— Begin —
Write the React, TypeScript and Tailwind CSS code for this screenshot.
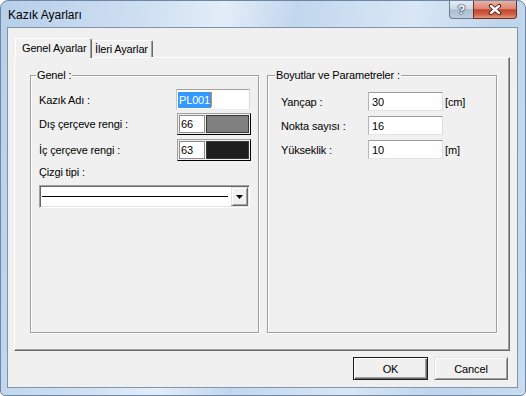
export default function App() {
  const label = "leading-[14px] whitespace-nowrap";
  const input =
    "bg-white border border-t-[#9a9a9a] border-l-[#b4b4b4] border-r-[#dcdcdc] border-b-[#e6e6e6] flex items-center pl-[3px] leading-[14px]";
  return (
    <div className="w-[526px] h-[396px] overflow-hidden bg-white font-['Liberation_Sans',Arial,sans-serif] text-[11px] tracking-[-0.15px] text-black">
      <div className="w-[526px] h-[396px] rounded-t-[8px] rounded-b-[5px] border border-[#6d86a3] bg-[linear-gradient(100deg,#b7cfe9_0%,#cfe0f2_25%,#e3edf8_38%,#c2d7ee_50%,#d9e7f5_70%,#bfd5ec_85%,#c9dcf0_100%)] flex flex-col">
        {/* title bar */}
        <div className="h-[26px] flex justify-between">
          <span className="pl-[7px] pt-[7px] text-[12px] leading-[14px] tracking-normal text-black">Kazık Ayarları</span>
          <div className="flex pr-[8px]">
            <div className="w-[24px] h-[18px] rounded-bl-[4px] border border-t-0 border-r-0 border-[#6a7c93] bg-[linear-gradient(180deg,#e4ecf5_0%,#ccd9e7_45%,#abbdd2_52%,#bccddf_100%)] flex items-center justify-center">
              <span className="text-white font-bold text-[13px] leading-[14px] [text-shadow:0_0_1px_#1d2f45,0_0_1px_#1d2f45,0_0_2px_#1d2f45]">?</span>
            </div>
            <div className="w-[44px] h-[18px] rounded-br-[4px] border border-t-0 border-[#6b2e26] bg-[linear-gradient(180deg,#eab1a3_0%,#dc8674_45%,#c4452f_52%,#cf5f45_78%,#e49c7c_100%)] flex items-center justify-center">
              <svg width="14" height="11" viewBox="0 0 14 11">
                <path d="M3 2 L11 9 M11 2 L3 9" stroke="#4d1a12" strokeWidth="4.2" strokeLinecap="round" />
                <path d="M3 2 L11 9 M11 2 L3 9" stroke="#ffffff" strokeWidth="2.4" strokeLinecap="round" />
              </svg>
            </div>
          </div>
        </div>
        {/* client */}
        <div className="ml-[6px] w-[511px] h-[361px] border border-[#8193a9] bg-[#f0f0f0] flex flex-col pt-[10px] pl-[6px] pr-[7px]">
          {/* tabs */}
          <div className="flex items-end h-[19px] pl-[1px]">
            <div className="relative z-10 -mb-[1px] w-[77px] h-[20px] border-t border-l border-white border-r border-r-[#696969] shadow-[inset_-1px_0_0_#a0a0a0] rounded-tr-[2px] bg-[#f0f0f0] flex items-center pl-[6px] pb-[2px] leading-[14px]">
              Genel Ayarlar
            </div>
            <div className="w-[61px] h-[17px] border-t border-white border-r border-r-[#696969] shadow-[inset_-1px_0_0_#a0a0a0] rounded-tr-[2px] bg-[#f0f0f0] flex items-center pl-[3px] leading-[14px]">
              İleri Ayarlar
            </div>
          </div>
          {/* panel */}
          <div className="h-[294px] border border-t-white border-l-white border-r-[#696969] border-b-[#696969] shadow-[inset_-1px_-1px_0_#a0a0a0] flex pt-[17px] pl-[15px] gap-[8px]">
            {/* left group */}
            <div className="relative w-[229px] h-[258px] border border-[#a0a0a0] shadow-[inset_1px_1px_0_#fff,1px_1px_0_#fff] flex flex-col pl-[8px] pt-[13px]">
              <span className="absolute left-[5px] -top-[8px] px-[1px] bg-[#f0f0f0] leading-[14px]">Genel :</span>
              <div className="flex items-center h-[21px]">
                <span className={label + " w-[137px]"}>Kazık Adı :</span>
                <div className="w-[74px] h-[21px] bg-white border border-t-[#a0a0a0] border-l-[#c8c8c8] border-r-[#d8d8d8] border-b-[#ececec] flex items-center pl-[1px]">
                  <span className="bg-[#3399ff] text-white leading-[16px] px-[1px]">PL001</span>
                  <span className="w-[1px] h-[15px] bg-[#e08a2a]" />
                </div>
              </div>
              <div className="flex items-center h-[21px] mt-[3px]">
                <span className={label + " w-[138px]"}>Dış çerçeve rengi :</span>
                <div className="w-[74px] h-[22px] border border-t-[#a0a0a0] border-l-[#a0a0a0] border-r-black border-b-black flex p-[1px] gap-[1px]">
                  <div className="w-[26px] bg-white border border-[#8c8c8c] flex items-center pl-[1px] leading-[14px]">66</div>
                  <div className="flex-1 bg-[#808080] border border-[#3a3a3a]" />
                </div>
              </div>
              <div className="flex items-center h-[21px] mt-[5px]">
                <span className={label + " w-[138px]"}>İç çerçeve rengi :</span>
                <div className="w-[74px] h-[22px] border border-t-[#a0a0a0] border-l-[#a0a0a0] border-r-black border-b-black flex p-[1px] gap-[1px]">
                  <div className="w-[26px] bg-white border border-[#8c8c8c] flex items-center pl-[1px] leading-[14px]">63</div>
                  <div className="flex-1 bg-[#1e1e1e] border border-[#3a3a3a]" />
                </div>
              </div>
              <span className={label + " mt-[5px]"}>Çizgi tipi :</span>
              <div className="mt-[6px] w-[211px] h-[23px] bg-white border border-t-[#a0a0a0] border-l-[#a0a0a0] border-r-white border-b-white shadow-[inset_1px_1px_0_#696969,inset_-1px_-1px_0_#e3e3e3] flex items-center pl-[2px] pr-[1px]">
                <div className="w-[186px] h-[1px] bg-black" />
                <div className="ml-auto w-[17px] h-[19px] bg-[#f0f0f0] border border-t-[#e3e3e3] border-l-[#e3e3e3] border-r-[#696969] border-b-[#696969] shadow-[inset_1px_1px_0_#fff,inset_-1px_-1px_0_#a0a0a0] flex items-center justify-center">
                  <svg width="7" height="4" viewBox="0 0 7 4">
                    <path d="M0 0 H7 L3.5 4 Z" fill="#000" />
                  </svg>
                </div>
              </div>
            </div>
            {/* right group */}
            <div className="relative w-[230px] h-[258px] border border-[#a0a0a0] shadow-[inset_1px_1px_0_#fff,1px_1px_0_#fff] flex flex-col pl-[13px] pt-[16px]">
              <span className="absolute left-[7px] -top-[8px] px-[1px] bg-[#f0f0f0] leading-[14px]">Boyutlar ve Parametreler :</span>
              <div className="flex items-center h-[19px]">
                <span className={label + " w-[87px]"}>Yançap :</span>
                <div className={input + " w-[75px] h-[19px]"}>30</div>
                <span className={label + " ml-[2px]"}>[cm]</span>
              </div>
              <div className="flex items-center h-[19px] mt-[5px]">
                <span className={label + " w-[87px]"}>Nokta sayısı :</span>
                <div className={input + " w-[75px] h-[19px]"}>16</div>
              </div>
              <div className="flex items-center h-[19px] mt-[5px]">
                <span className={label + " w-[87px]"}>Yükseklik :</span>
                <div className={input + " w-[75px] h-[19px]"}>10</div>
                <span className={label + " ml-[2px]"}>[m]</span>
              </div>
            </div>
          </div>
          {/* buttons */}
          <div className="mt-[6px] flex justify-end gap-[6px] pr-[2px]">
            <button className="w-[75px] h-[23px] bg-[#f0f0f0] border border-[#1a1a1a] shadow-[inset_1px_1px_0_#fff,inset_-1px_-1px_0_#696969,inset_-2px_-2px_0_#a0a0a0] flex items-center justify-center leading-[14px]">
              OK
            </button>
            <button className="w-[74px] h-[23px] bg-[#f0f0f0] border border-t-[#e3e3e3] border-l-[#e3e3e3] border-r-[#696969] border-b-[#696969] shadow-[inset_1px_1px_0_#fff,inset_-1px_-1px_0_#a0a0a0] flex items-center justify-center leading-[14px]">
              Cancel
            </button>
          </div>
        </div>
      </div>
    </div>
  );
}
— End —
Work required: Repeat the material verbatim. Do not carry over any picture.

Answer in full:
Write the React, TypeScript and Tailwind CSS code for this screenshot.
export default function App() {
  const label = "leading-[14px] whitespace-nowrap";
  const input =
    "bg-white border border-t-[#9a9a9a] border-l-[#b4b4b4] border-r-[#dcdcdc] border-b-[#e6e6e6] flex items-center pl-[3px] leading-[14px]";
  return (
    <div className="w-[526px] h-[396px] overflow-hidden bg-white font-['Liberation_Sans',Arial,sans-serif] text-[11px] tracking-[-0.15px] text-black">
      <div className="w-[526px] h-[396px] rounded-t-[8px] rounded-b-[5px] border border-[#6d86a3] bg-[linear-gradient(100deg,#b7cfe9_0%,#cfe0f2_25%,#e3edf8_38%,#c2d7ee_50%,#d9e7f5_70%,#bfd5ec_85%,#c9dcf0_100%)] flex flex-col">
        {/* title bar */}
        <div className="h-[26px] flex justify-between">
          <span className="pl-[7px] pt-[7px] text-[12px] leading-[14px] tracking-normal text-black">Kazık Ayarları</span>
          <div className="flex pr-[8px]">
            <div className="w-[24px] h-[18px] rounded-bl-[4px] border border-t-0 border-r-0 border-[#6a7c93] bg-[linear-gradient(180deg,#e4ecf5_0%,#ccd9e7_45%,#abbdd2_52%,#bccddf_100%)] flex items-center justify-center">
              <span className="text-white font-bold text-[13px] leading-[14px] [text-shadow:0_0_1px_#1d2f45,0_0_1px_#1d2f45,0_0_2px_#1d2f45]">?</span>
            </div>
            <div className="w-[44px] h-[18px] rounded-br-[4px] border border-t-0 border-[#6b2e26] bg-[linear-gradient(180deg,#eab1a3_0%,#dc8674_45%,#c4452f_52%,#cf5f45_78%,#e49c7c_100%)] flex items-center justify-center">
              <svg width="14" height="11" viewBox="0 0 14 11">
                <path d="M3 2 L11 9 M11 2 L3 9" stroke="#4d1a12" strokeWidth="4.2" strokeLinecap="round" />
                <path d="M3 2 L11 9 M11 2 L3 9" stroke="#ffffff" strokeWidth="2.4" strokeLinecap="round" />
              </svg>
            </div>
          </div>
        </div>
        {/* client */}
        <div className="ml-[6px] w-[511px] h-[361px] border border-[#8193a9] bg-[#f0f0f0] flex flex-col pt-[10px] pl-[6px] pr-[7px]">
          {/* tabs */}
          <div className="flex items-end h-[19px] pl-[1px]">
            <div className="relative z-10 -mb-[1px] w-[77px] h-[20px] border-t border-l border-white border-r border-r-[#696969] shadow-[inset_-1px_0_0_#a0a0a0] rounded-tr-[2px] bg-[#f0f0f0] flex items-center pl-[6px] pb-[2px] leading-[14px]">
              Genel Ayarlar
            </div>
            <div className="w-[61px] h-[17px] border-t border-white border-r border-r-[#696969] shadow-[inset_-1px_0_0_#a0a0a0] rounded-tr-[2px] bg-[#f0f0f0] flex items-center pl-[3px] leading-[14px]">
              İleri Ayarlar
            </div>
          </div>
          {/* panel */}
          <div className="h-[294px] border border-t-white border-l-white border-r-[#696969] border-b-[#696969] shadow-[inset_-1px_-1px_0_#a0a0a0] flex pt-[17px] pl-[15px] gap-[8px]">
            {/* left group */}
            <div className="relative w-[229px] h-[258px] border border-[#a0a0a0] shadow-[inset_1px_1px_0_#fff,1px_1px_0_#fff] flex flex-col pl-[8px] pt-[13px]">
              <span className="absolute left-[5px] -top-[8px] px-[1px] bg-[#f0f0f0] leading-[14px]">Genel :</span>
              <div className="flex items-center h-[21px]">
                <span className={label + " w-[137px]"}>Kazık Adı :</span>
                <div className="w-[74px] h-[21px] bg-white border border-t-[#a0a0a0] border-l-[#c8c8c8] border-r-[#d8d8d8] border-b-[#ececec] flex items-center pl-[1px]">
                  <span className="bg-[#3399ff] text-white leading-[16px] px-[1px]">PL001</span>
                  <span className="w-[1px] h-[15px] bg-[#e08a2a]" />
                </div>
              </div>
              <div className="flex items-center h-[21px] mt-[3px]">
                <span className={label + " w-[138px]"}>Dış çerçeve rengi :</span>
                <div className="w-[74px] h-[22px] border border-t-[#a0a0a0] border-l-[#a0a0a0] border-r-black border-b-black flex p-[1px] gap-[1px]">
                  <div className="w-[26px] bg-white border border-[#8c8c8c] flex items-center pl-[1px] leading-[14px]">66</div>
                  <div className="flex-1 bg-[#808080] border border-[#3a3a3a]" />
                </div>
              </div>
              <div className="flex items-center h-[21px] mt-[5px]">
                <span className={label + " w-[138px]"}>İç çerçeve rengi :</span>
                <div className="w-[74px] h-[22px] border border-t-[#a0a0a0] border-l-[#a0a0a0] border-r-black border-b-black flex p-[1px] gap-[1px]">
                  <div className="w-[26px] bg-white border border-[#8c8c8c] flex items-center pl-[1px] leading-[14px]">63</div>
                  <div className="flex-1 bg-[#1e1e1e] border border-[#3a3a3a]" />
                </div>
              </div>
              <span className={label + " mt-[5px]"}>Çizgi tipi :</span>
              <div className="mt-[6px] w-[211px] h-[23px] bg-white border border-t-[#a0a0a0] border-l-[#a0a0a0] border-r-white border-b-white shadow-[inset_1px_1px_0_#696969,inset_-1px_-1px_0_#e3e3e3] flex items-center pl-[2px] pr-[1px]">
                <div className="w-[186px] h-[1px] bg-black" />
                <div className="ml-auto w-[17px] h-[19px] bg-[#f0f0f0] border border-t-[#e3e3e3] border-l-[#e3e3e3] border-r-[#696969] border-b-[#696969] shadow-[inset_1px_1px_0_#fff,inset_-1px_-1px_0_#a0a0a0] flex items-center justify-center">
                  <svg width="7" height="4" viewBox="0 0 7 4">
                    <path d="M0 0 H7 L3.5 4 Z" fill="#000" />
                  </svg>
                </div>
              </div>
            </div>
            {/* right group */}
            <div className="relative w-[230px] h-[258px] border border-[#a0a0a0] shadow-[inset_1px_1px_0_#fff,1px_1px_0_#fff] flex flex-col pl-[13px] pt-[16px]">
              <span className="absolute left-[7px] -top-[8px] px-[1px] bg-[#f0f0f0] leading-[14px]">Boyutlar ve Parametreler :</span>
              <div className="flex items-center h-[19px]">
                <span className={label + " w-[87px]"}>Yançap :</span>
                <div className={input + " w-[75px] h-[19px]"}>30</div>
                <span className={label + " ml-[2px]"}>[cm]</span>
              </div>
              <div className="flex items-center h-[19px] mt-[5px]">
                <span className={label + " w-[87px]"}>Nokta sayısı :</span>
                <div className={input + " w-[75px] h-[19px]"}>16</div>
              </div>
              <div className="flex items-center h-[19px] mt-[5px]">
                <span className={label + " w-[87px]"}>Yükseklik :</span>
                <div className={input + " w-[75px] h-[19px]"}>10</div>
                <span className={label + " ml-[2px]"}>[m]</span>
              </div>
            </div>
          </div>
          {/* buttons */}
          <div className="mt-[6px] flex justify-end gap-[6px] pr-[2px]">
            <button className="w-[75px] h-[23px] bg-[#f0f0f0] border border-[#1a1a1a] shadow-[inset_1px_1px_0_#fff,inset_-1px_-1px_0_#696969,inset_-2px_-2px_0_#a0a0a0] flex items-center justify-center leading-[14px]">
              OK
            </button>
            <button className="w-[74px] h-[23px] bg-[#f0f0f0] border border-t-[#e3e3e3] border-l-[#e3e3e3] border-r-[#696969] border-b-[#696969] shadow-[inset_1px_1px_0_#fff,inset_-1px_-1px_0_#a0a0a0] flex items-center justify-center leading-[14px]">
              Cancel
            </button>
          </div>
        </div>
      </div>
    </div>
  );
}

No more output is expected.